Property segment forms a major part of the economy of every country these days. In fact, it has assumed large proportions in the last 15-20 years. All types of investors are interested in real estate. Bank loans came in handy after banks liberalised lending norms even for purchase of plots/sites. But the sudden slump in the property market has affected many. How to cope with this position? Here are some tips:

Don’t panic; a better day is sure to come as cyclical changes are a reality.

This is the right time to invest in property, both from the price angle and the loan cost angle, but be choosy about location and the developer/s.

If you have invested in flats/apartments under construction, be prepared for delayed delivery, but watch the progress and quality of construction.

Wherever registration has not been done, the opportunity of reduced stamp paper rates and registration charges can be utilised, as further cuts may not fructify.

Avoid speculative investments as the turn-around may take time.

Don’t be carried away by ads like “Buy one, take one/two free” unless the offers are fully vetted.
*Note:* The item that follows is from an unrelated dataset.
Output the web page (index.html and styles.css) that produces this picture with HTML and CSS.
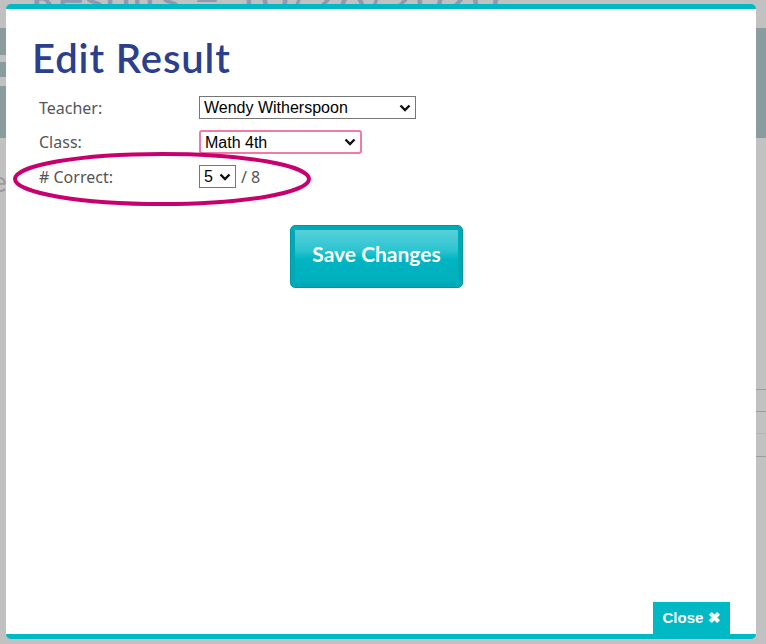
FILE: index.html
```html
<!DOCTYPE html>
<html>
<head>
<meta charset="utf-8">
<link rel="stylesheet" href="styles.css">
</head>
<body>
<div class="page">
  <div class="page-title">Results – 10/28/2020</div>
  <div class="band">
    <div class="band-gap g1"></div>
    <div class="band-gap g2"></div>
  </div>
  <div class="page-letter">e</div>
  <div class="rows">
    <div class="row-line"></div>
    <div class="row-line"></div>
    <div class="row-line faint"></div>
    <div class="row-line"></div>
  </div>
</div>

<div class="modal">
  <h1 class="modal-title">Edit Result</h1>
  <div class="form">
    <label class="lbl">Teacher:</label>
    <div class="ctl">
      <span class="selwrap">
        <select class="sel sel-teacher"><option>Wendy Witherspoon</option></select>
        <svg class="chev" width="12" height="8" viewBox="0 0 12 8"><path d="M1.5 1.5 L6 6 L10.5 1.5" fill="none" stroke="#111" stroke-width="2.4"/></svg>
      </span>
    </div>
    <label class="lbl">Class:</label>
    <div class="ctl">
      <span class="selwrap">
        <select class="sel sel-class"><option>Math 4th</option></select>
        <svg class="chev" width="12" height="8" viewBox="0 0 12 8"><path d="M1.5 1.5 L6 6 L10.5 1.5" fill="none" stroke="#111" stroke-width="2.4"/></svg>
      </span>
    </div>
    <label class="lbl">#&nbsp;Correct:</label>
    <div class="ctl">
      <span class="selwrap">
        <select class="sel sel-num"><option>5</option></select>
        <svg class="chev" width="12" height="8" viewBox="0 0 12 8"><path d="M1.5 1.5 L6 6 L10.5 1.5" fill="none" stroke="#111" stroke-width="2.4"/></svg>
      </span>
      <span class="total">/ 8</span>
    </div>
  </div>
  <svg class="ring" width="304" height="60" viewBox="0 0 304 60">
    <ellipse cx="152" cy="30" rx="147" ry="25" fill="none" stroke="#c8006f" stroke-width="4"/>
  </svg>
  <div class="actions">
    <button class="save">Save Changes</button>
  </div>
  <button class="close">Close <span class="x">✖</span></button>
</div>
</body>
</html>
```

FILE: styles.css
```css
html, body {
  margin: 0;
  padding: 0;
}
body {
  width: 766px;
  height: 644px;
  overflow: hidden;
  background: #c1c1c1;
  font-family: "Liberation Sans", Arial, sans-serif;
  position: relative;
}
.page {
  position: absolute;
  inset: 0;
}
.page-title {
  position: absolute;
  left: 30px;
  top: -32px;
  font-family: "Lato", sans-serif;
  font-size: 48px;
  color: #8e99b1;
  white-space: nowrap;
}
.band {
  position: absolute;
  left: 0;
  right: 0;
  top: 28px;
  height: 110px;
  background: #8a9c9e;
}
.band-gap {
  position: absolute;
  left: 0;
  width: 40px;
  background: #c1c1c1;
}
.g1 { top: 27px; height: 7px; }
.g2 { top: 49px; height: 9px; }
.page-letter {
  position: absolute;
  left: -8px;
  top: 164px;
  font-family: "Lato", sans-serif;
  font-size: 28px;
  color: #9a9a9a;
}
.rows {
  position: absolute;
  right: 0;
  top: 389px;
  width: 30px;
}
.row-line {
  height: 1px;
  background: #9c9c9c;
  margin-bottom: 21px;
}
.row-line.faint { background: #b6b6b6; margin-bottom: 22px; }

.modal {
  position: absolute;
  left: 6px;
  top: 4px;
  width: 750px;
  height: 625px;
  background: #fff;
  border-top: 5px solid #00b9c5;
  border-bottom: 5px solid #00b9c5;
  border-radius: 5px;
  box-sizing: content-box;
}
.modal-title {
  margin: 26px 0 0 26px;
  font-family: "Lato", sans-serif;
  font-weight: 600;
  font-size: 40px;
  line-height: 46px;
  color: #2b3f8c;
  letter-spacing: 0.9px;
}
.form {
  display: grid;
  grid-template-columns: 160px auto;
  row-gap: 11px;
  margin: 15px 0 0 33px;
  align-items: center;
}
.lbl {
  font-family: "Noto Sans", sans-serif;
  font-size: 16px;
  color: #555;
}
.ctl {
  display: flex;
  align-items: center;
  gap: 5px;
}
.selwrap {
  position: relative;
  display: inline-flex;
}
.chev {
  position: absolute;
  right: 5px;
  top: 8px;
  pointer-events: none;
}
.sel {
  -webkit-appearance: none;
  appearance: none;
  font-family: "Liberation Sans", Arial, sans-serif;
  font-size: 16px;
  color: #000;
  height: 23px;
  border: 1px solid #767676;
  border-radius: 0;
  background: #fff;
  padding: 0 4px;
  margin: 0;
  box-sizing: border-box;
}
.sel-teacher { width: 217px; }
.sel-class {
  width: 163px;
  border: 2px solid #f27aa9;
  border-radius: 3px;
  height: 24px;
}
.sel-class + .chev { top: 8px; right: 6px; }
.sel-num { width: 37px; padding-left: 4px; }
.total {
  font-family: "Noto Sans", sans-serif;
  font-size: 16px;
  color: #555;
}
.ring {
  position: absolute;
  left: 4px;
  top: 140px;
}
.actions {
  display: flex;
  justify-content: center;
  margin-top: 37px;
  padding-right: 9px;
}
.save {
  width: 173px;
  height: 63px;
  border: 1px solid #0096a2;
  border-radius: 5px;
  background: linear-gradient(#5fd3dd 0%, #2cc4cf 40%, #00b5c2 55%, #00aebb 100%);
  box-shadow: inset 0 0 0 4px #00a9b5;
  color: #fff;
  font-family: "Lato", sans-serif;
  font-weight: 700;
  font-size: 21px;
  padding: 0 0 6px 0;
  cursor: pointer;
}
.close {
  position: absolute;
  right: 26px;
  bottom: 0;
  width: 77px;
  height: 32px;
  border: 0;
  background: #00b9c5;
  color: #fff;
  font-family: "Liberation Sans", Arial, sans-serif;
  font-weight: 700;
  font-size: 15px;
  padding: 0;
}
.close .x { font-size: 15px; }
```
Evaluate offers of small-size houses from the angle of location, family requirement, facilities provided, maintenance cost/arrangements etc.

When the stock market picks up and the interest on bank deposits comes down, investment in property can be a good alternative, sans liquidity. Yet, a house is a must for living, but the second home is a luxury which needs to be purely on commercial considerations.

Have a budget based on dwindling income and rising prices. Plastic money should be only an emergency supplement. Review your finances before embarking on fresh investment journeys.